Kenyan Government Use Tax Incentives to Promote Electric Mobility

The Kenyan government is preparing tax incentives that will encourage the development of ecological mobility and the reduction of atmospheric pollution from 2024. In Nairobi and the other 46 counties, the Kenyan National Treasury intends to reduce taxes and customs fees on “the importation, local assembly or sale of electric vehicles.” The policy will be codified in the Finance Act 2024 following approval by legislators and local authorities. At least 350 electric cars and bikes will initially be introduced thanks to the tax advantages, according to Kenya’s Energy and Petroleum Regulatory Authority (EPRA).


The 2.2 million thermal vehicles that pollute the air in the nation of East Africa should gradually be phased out as a result of this.

The Hustler Fund, established in December 2022 by President William Ruto, will be used by the Kenyan government to fund this transition, according to the Cabinet Secretary of the National Treasury. It costs 50 billion Kenyan shillings ($402 million) to launch this digital financial inclusion initiative. For their sustainable projects, particularly in the agribusiness and mobility sectors, the fund is being disbursed as a credit to people and micro, small, and medium-sized businesses (MSMEs).
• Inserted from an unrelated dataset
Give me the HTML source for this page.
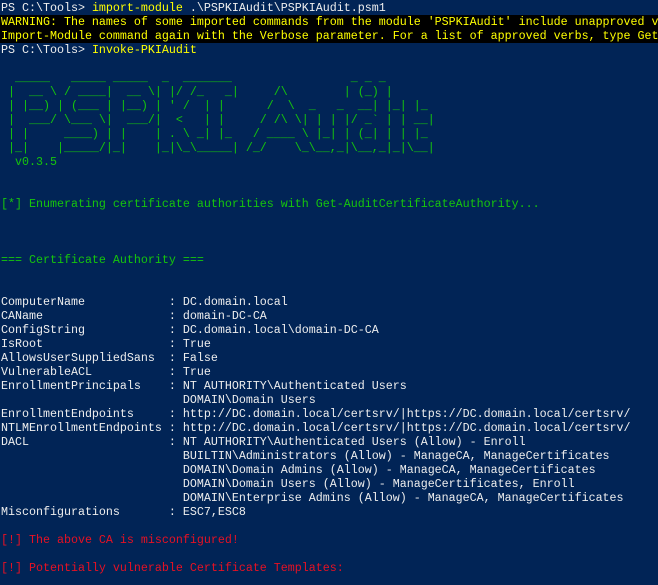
<!DOCTYPE html>
<html><head><meta charset="utf-8"><style>
html,body{margin:0;padding:0;background:#012456;width:658px;height:585px;overflow:hidden}
pre{margin:0;padding:1px 0 0 1px;font-family:"Liberation Mono",monospace;font-size:11.67px;line-height:14px;color:#eeeeee;white-space:pre;width:657px;overflow:hidden}
.y{color:#ffff00}
.w{color:#ffff00;background:#000;display:block;width:658px;margin-left:-1px;padding-left:1px;overflow:hidden}
.g{color:#16c60c}
.r{color:#e81123}
</style></head><body><pre>PS C:\Tools&gt; <span class="y">import-module</span> .\PSPKIAudit\PSPKIAudit.psm1
<span class="w">WARNING: The names of some imported commands from the module 'PSPKIAudit' include unapproved v
Import-Module command again with the Verbose parameter. For a list of approved verbs, type Get</span>PS C:\Tools&gt; <span class="y">Invoke-PKIAudit</span>

<span class="g">  _____   _____ _____  _  _______                 _ _ _
 |  __ \ / ____|  __ \| |/ /_   _|     /\        | (_) |
 | |__) | (___ | |__) | ' /  | |      /  \  _   _  __| |_| |_
 |  ___/ \___ \|  ___/|  &lt;   | |     / /\ \| | | |/ _` | | __|
 | |     ____) | |    | . \ _| |_   / ____ \ |_| | (_| | | |_
 |_|    |_____/|_|    |_|\_\_____| /_/    \_\__,_|\__,_|_|\__|
  v0.3.5</span>


<span class="g">[*] Enumerating certificate authorities with Get-AuditCertificateAuthority...</span>



<span class="g">=== Certificate Authority ===</span>


ComputerName            : DC.domain.local
CAName                  : domain-DC-CA
ConfigString            : DC.domain.local\domain-DC-CA
IsRoot                  : True
AllowsUserSuppliedSans  : False
VulnerableACL           : True
EnrollmentPrincipals    : NT AUTHORITY\Authenticated Users
                          DOMAIN\Domain Users
EnrollmentEndpoints     : http://DC.domain.local/certsrv/|https://DC.domain.local/certsrv/
NTLMEnrollmentEndpoints : http://DC.domain.local/certsrv/|https://DC.domain.local/certsrv/
DACL                    : NT AUTHORITY\Authenticated Users (Allow) - Enroll
                          BUILTIN\Administrators (Allow) - ManageCA, ManageCertificates
                          DOMAIN\Domain Admins (Allow) - ManageCA, ManageCertificates
                          DOMAIN\Domain Users (Allow) - ManageCertificates, Enroll
                          DOMAIN\Enterprise Admins (Allow) - ManageCA, ManageCertificates
Misconfigurations       : ESC7,ESC8

<span class="r">[!] The above CA is misconfigured!</span>

<span class="r">[!] Potentially vulnerable Certificate Templates:</span>
</pre></body></html>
Kenya Power will aid the Kenyan government in implementing its policy to promote green transportation. A fleet of electric vehicles and 30 charging stations will be installed in the next month’s thanks to a $331,000 investment made by the state-owned power company in the second half of 2022.

The private sector is vying for position on Kenyan highways at the same time to introduce greener vehicles. This is the case with the mobility start-up Roam Motors, which is getting ready to start driving electric buses made in Nairobi by 2023.